Let me say right up front that Jesus is not telling his followers to target family members and begin relating to them in hateful and harmful ways. If we hear Jesus in this way, then we’ve completely missed the mark. I think what Jesus is doing in today’s Gospel is drawing a sharp contrast between, on the one hand, the world as it is, and on the other hand, the alternative way of being that Jesus calls us to live into. It’s a contrast between the structures that determine all facets of existence, including what and who constitutes family, and the new creation that God is bringing about. When Jesus says that we must “hate life itself” to be his disciple, he means that we must live in such a way that we are turning our backs on the structures of this world and, instead, living into a different existence—what Jesus himself called the kingdom of God. For Jesus, the kingdom of God is not a spiritual event that applies only to the heart and soul. It is a concrete historical reality that is realized visibly. It is a real manifestation of the new creation.  
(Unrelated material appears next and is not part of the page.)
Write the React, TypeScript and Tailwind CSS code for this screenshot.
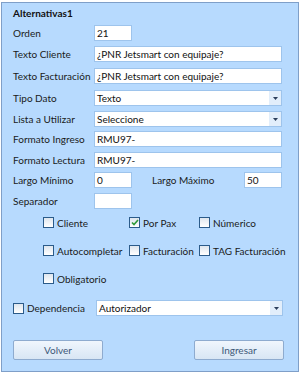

How does it look? It’s a community in which the last are first and the first are last, the poor are blessed, the marginalized liberated, the hungry fed, those without a roof housed, captives freed, the sick cared for, the bereaved lifted up, orphans provided for, debts forgiven, interest payments canceled, peacemaking prioritized, mercy practiced and forgiveness bestowed, all of creation loved, where economy is not about growth and quarterly profits, but rather sharing and simplicity of living. That is just a glimpse of Jesus’ messianic vision of the kingdom of God, a vision realized in his own life, a vision which led to his own execution.  

When Jesus says, “whoever does not hate even life itself cannot be my disciple,” he is challenging his followers, including all of us today, to examine how our lives have been overrun by a world that is antithetical, even antagonistic, to the kingdom of God. When he says, “none of you can become my disciple if you do not give up all your possessions,” he is challenging us to do just that—to examine what we need and what we don’t need, to let go of what keeps us too comfortable.  
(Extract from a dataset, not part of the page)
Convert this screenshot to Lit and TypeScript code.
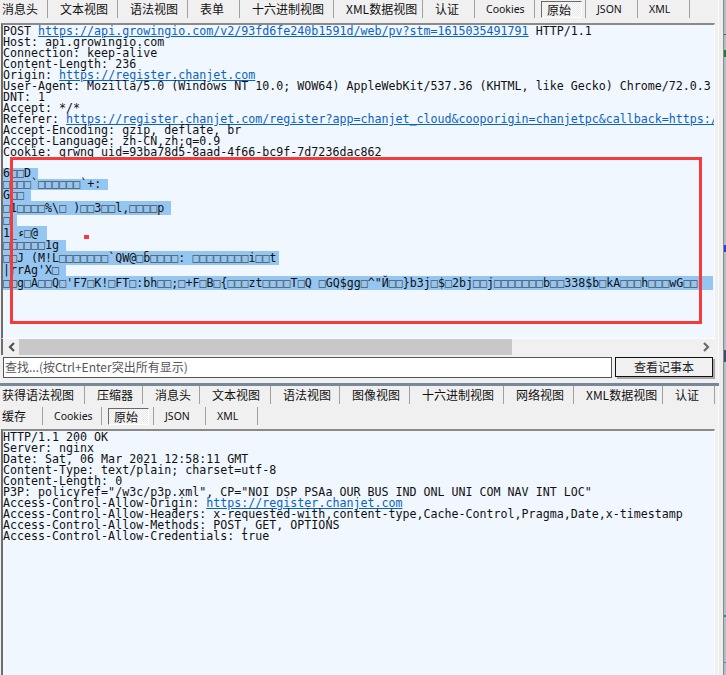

Professor Michael Bishop has his own definition of the good life. I’d like to suggest that Jesus is offering a different perspective, a counterintuitive take, on what the good life really is. It’s a life that doesn’t seek its own but is oriented to the neighbor who is struggling to survive. This vision that has inspired more than a few in our day. Let me mention two voices I’ve come across who are echoing Jesus.  

First, Dietrich Bonhoeffer—a German theologian and pastor who was hanged by the Nazis in 1945 for his participation in a plot to assassinate Hitler. Near the end of his life, while imprisoned, Bonhoeffer jotted down notes for three chapters of a book he wanted to write. In his notes for chapter 3, he wrote: “The church is the church only when it exists for others. To make a start, it should give away all its property to those in need. The clergy must live solely on the free-will offerings of their congregations, or possibly engage in some secular calling.” Bonhoeffer wasn’t being hyperbolic; he meant exactly what he said. His words should make us uncomfortable, just as Jesus’ own words should, as we consider the big building renovation project that we’re wrapping up. If we’re not in a position to give away our property to those in need, as Bonhoeffer would challenge us to do, what about a commitment to utilizing this building for the good of those marginalized and vulnerable? That sort of commitment could become our own litmus test for everything that goes on here.  

A second example is a recent social media post from British journalist Andrew Graystone, who also happens to be an Anglican. Last month Anglican bishops all over the world met in Canterbury for the Lambeth Conference that is typically convened once every decade. As the bishops discussed and debated the mission of the church, Graystone tweeted: “Guys – do something BIG that tells us what you are about. Sell all your homes and give the money to the poor. Go out and share food with homeless people in London. Tear your robes as a sign of repentance. Just DO SOMETHING.” Of course, the bishops didn’t heed Graystone’s call, whether they saw his tweet or not. But the tweet reflects a serious longing in our churches for episcopal and parish leadership that doesn’t dodge Jesus’ hard sayings but embodies them, living as an example for others to follow.  

Let me conclude with this point: today’s Gospel doesn’t nullify the good life; it is the good life. If we embrace it, we don’t need to bear the burden of saving the planet or changing the world. In his book Faith, Hope and Mischief, Andrew Graystone says that our task “is simply to find the good things that are going on, and to nurture them. This is not one vast project, but a million tiny acts of rebellion—saying no to the way the world is, and yes to another way.” So we all have some homework as we conclude the summer. Let’s assess our lives and identify the areas of extravagance that can be eliminated. And then let’s reacquaint ourselves with Jesus’ vision of the kingdom of God so that together we can embody it here in this place.